--- What the exercise asks ---
Give every line again exactly as it appears, please, but not the pictures.

>> Begin Source data

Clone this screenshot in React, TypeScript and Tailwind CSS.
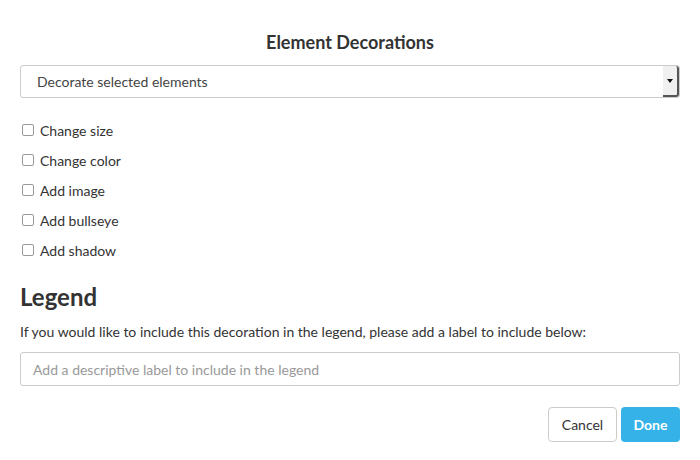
import React from "react";

const items = ["Change size", "Change color", "Add image", "Add bullseye", "Add shadow"];

export default function App() {
  return (
    <div className="w-[700px] h-[460px] bg-white px-5 text-[#333]" style={{ fontFamily: "Lato, 'Open Sans', sans-serif" }}>
      <h1 className="pt-[31px] text-center text-[18px] font-bold leading-[22px] text-[#333]">Element Decorations</h1>
      <div className="mt-[12px] relative h-[33px] rounded-[3px] border border-[#ccc] bg-white flex items-center">
        <span className="pl-[16px] text-[14px] text-[#444]">Decorate selected elements</span>
        <div className="absolute right-0 top-0 bottom-0 w-[16px] bg-[#f0f0f0] border-r-2 border-b-2 border-[#555] rounded-r-[3px] flex items-center justify-center">
          <svg width="6" height="4" viewBox="0 0 6 4"><path d="M0 0 L6 0 L3 4 Z" fill="#111" /></svg>
        </div>
      </div>
      <div className="mt-[17px] flex flex-col">
        {items.map((t) => (
          <label key={t} className="h-[30px] flex items-center gap-[6px] text-[14px] text-[#333]">
            <span className="ml-[2px] w-[12px] h-[12px] rounded-[2px] border border-[#999] bg-white" />
            {t}
          </label>
        ))}
      </div>
      <h2 className="mt-[17px] text-[24px] font-bold leading-[30px] text-[#333]">Legend</h2>
      <p className="mt-[11px] text-[14px] leading-[18px] text-[#333]">
        If you would like to include this decoration in the legend, please add a label to include below:
      </p>
      <div className="mt-[11px] h-[34px] rounded-[3px] border border-[#ccc] flex items-center pl-[12px] text-[14px] text-[#999]">
        Add a descriptive label to include in the legend
      </div>
      <div className="mt-[21px] flex justify-end gap-[4px]">
        <button className="h-[35px] w-[69px] rounded-[4px] border border-[#ccc] bg-white text-[14px] text-[#333]">Cancel</button>
        <button className="h-[35px] w-[59px] rounded-[4px] bg-[#35b3e9] text-[14px] font-bold text-white">Done</button>
      </div>
    </div>
  );
}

>> End Source data

--- In response ---
Clone this screenshot in React, TypeScript and Tailwind CSS.
import React from "react";

const items = ["Change size", "Change color", "Add image", "Add bullseye", "Add shadow"];

export default function App() {
  return (
    <div className="w-[700px] h-[460px] bg-white px-5 text-[#333]" style={{ fontFamily: "Lato, 'Open Sans', sans-serif" }}>
      <h1 className="pt-[31px] text-center text-[18px] font-bold leading-[22px] text-[#333]">Element Decorations</h1>
      <div className="mt-[12px] relative h-[33px] rounded-[3px] border border-[#ccc] bg-white flex items-center">
        <span className="pl-[16px] text-[14px] text-[#444]">Decorate selected elements</span>
        <div className="absolute right-0 top-0 bottom-0 w-[16px] bg-[#f0f0f0] border-r-2 border-b-2 border-[#555] rounded-r-[3px] flex items-center justify-center">
          <svg width="6" height="4" viewBox="0 0 6 4"><path d="M0 0 L6 0 L3 4 Z" fill="#111" /></svg>
        </div>
      </div>
      <div className="mt-[17px] flex flex-col">
        {items.map((t) => (
          <label key={t} className="h-[30px] flex items-center gap-[6px] text-[14px] text-[#333]">
            <span className="ml-[2px] w-[12px] h-[12px] rounded-[2px] border border-[#999] bg-white" />
            {t}
          </label>
        ))}
      </div>
      <h2 className="mt-[17px] text-[24px] font-bold leading-[30px] text-[#333]">Legend</h2>
      <p className="mt-[11px] text-[14px] leading-[18px] text-[#333]">
        If you would like to include this decoration in the legend, please add a label to include below:
      </p>
      <div className="mt-[11px] h-[34px] rounded-[3px] border border-[#ccc] flex items-center pl-[12px] text-[14px] text-[#999]">
        Add a descriptive label to include in the legend
      </div>
      <div className="mt-[21px] flex justify-end gap-[4px]">
        <button className="h-[35px] w-[69px] rounded-[4px] border border-[#ccc] bg-white text-[14px] text-[#333]">Cancel</button>
        <button className="h-[35px] w-[59px] rounded-[4px] bg-[#35b3e9] text-[14px] font-bold text-white">Done</button>
      </div>
    </div>
  );
}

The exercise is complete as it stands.